Nella cultura rurale, quindi, il tempo è ciclico, fatto di ritorni e di ripetizioni, questo è il significato del titolo, dove gli dèi stanno a indicare una fantomatica età dell’oro.
La storia del Friuli è popolata prima dai Celti, in seguito sconfitti dai "malvagi" Romani, poi dal “glorioso Patriarcato”, soppresso dai Veneziani nel 1420. Quest’ultimo evento rappresenta nel romanzo la morte del Friuli, ma le ragioni di tale giudizio arbitrario non sono particolarmente chiarite, né approfondite. Non pare che da un governo all’altro le condizioni di vita dei contadini siano cambiate poi molto, ma siamo al cospetto di un’opera narrativa, non storica, a cui non è richiesto di motivare queste interpretazioni. Gli ultimi due regimi citati sono ovviamente l’Austria e l’Italia (dipinte sempre con toni negativi).
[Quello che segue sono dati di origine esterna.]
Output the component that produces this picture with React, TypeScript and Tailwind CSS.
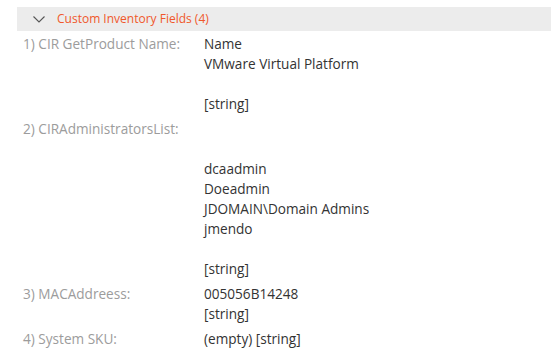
import React from "react";

const rows: { label: string; lines: string[]; }[] = [
  { label: "1) CIR GetProduct Name:", lines: ["Name", "VMware Virtual Platform", "", "[string]"] },
  { label: "2) CIRAdministratorsList:", lines: ["", "", "dcaadmin", "Doeadmin", "JDOMAIN\\Domain Admins", "jmendo", "", "[string]"] },
  { label: "3) MACAddreess:", lines: ["005056B14248", "[string]"] },
  { label: "4) System SKU:", lines: ["(empty) [string]"] },
];

export default function App() {
  return (
    <div className="w-[554px] h-[361px] bg-white overflow-hidden" style={{ fontFamily: '"Open Sans", sans-serif' }}>
      <div className="pt-[7px] pl-[17px] pr-[3px]">
        <div className="h-[24px] bg-[#ececec] flex items-center">
          <svg width="12" height="7" viewBox="0 0 12 7" className="ml-[16px]" fill="none">
            <path d="M0.5 0.5 L6 6 L11.5 0.5" stroke="#555" strokeWidth="1.1" />
          </svg>
          <span className="ml-[12px] text-[12px] text-[#f0582b]">Custom Inventory Fields (4)</span>
        </div>
      </div>
      <div className="pl-[23px] pt-[3px] flex flex-col gap-[5px]">
        {rows.map((r) => (
          <div key={r.label} className="flex text-[13.6px] leading-[20px]">
            <div className="w-[181px] text-[#9c9c9c]">{r.label}</div>
            <div className="text-[#333]">
              {r.lines.map((l, i) => (
                <div key={i} className="h-[20px] whitespace-pre">{l}</div>
              ))}
            </div>
          </div>
        ))}
      </div>
    </div>
  );
}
L’Impero, ad esempio, reclutava i suoi soldati tra i ragazzi con stratagemmi poco limpidi:
“Per obbligare i giovani a fare i militari di carriera [...] [gli austriaci] Cercavano di coglierli in qualche situazione un po’ equivoca, mentre erano ubriachi, durante una sagra, oppure mentre stavano pescando di frodo in un lago. Li mettevano in galera inventando artificialmente la gravità della loro mancanza. Poi, quando si erano ben bene stagionati in carcere, quando erano al limite della tolleranza, tra mura umidissime e sbarre arrugginite, allora li obbligavano a scegliere tra la galera e la carriera militare. Così essi facevano la loro croce di analfabeti sotto il foglio dell’impegnativa, ed erano in trappola per sempre”.
Il testo parla di “schiavitù veneziana” a “cui sarebbe seguita quella austriaca, e poi quella italiana e quella fascista”, con una semplificazione che può anche rivelarsi pericolosa (soprattutto nella troppo stringente associazione Italia-fascismo). Viene davvero da chiedersi se il Patriarcato, qui eretto a santuario dell’“autonomia” furlana, fosse uno stato magico in cui i letti dei fiumi erano ricolmi di salumi e i poveri ballavano attorno agli alberi della cuccagna.
Gli accenti anti-austriaci, anti-veneti e anti-italiani che si ritrovano nell’opera hanno certamente nutrito i discorsi pseudostoriografici dell’etnonazionalismo friulano di recente formazione, differente dall’indipendentismo triestino.
Come si sarà compreso, le frequenti meditazioni prevalgono sulla trama, che si stempera sullo sfondo riducendosi quasi a cornice delle tante riflessioni proposte: la storia in sé non appassiona. Questo è il maggior difetto del lavoro, che tuttavia non manca di idee valide, le quali avrebbero potuto essere sviluppate con maggior serenità.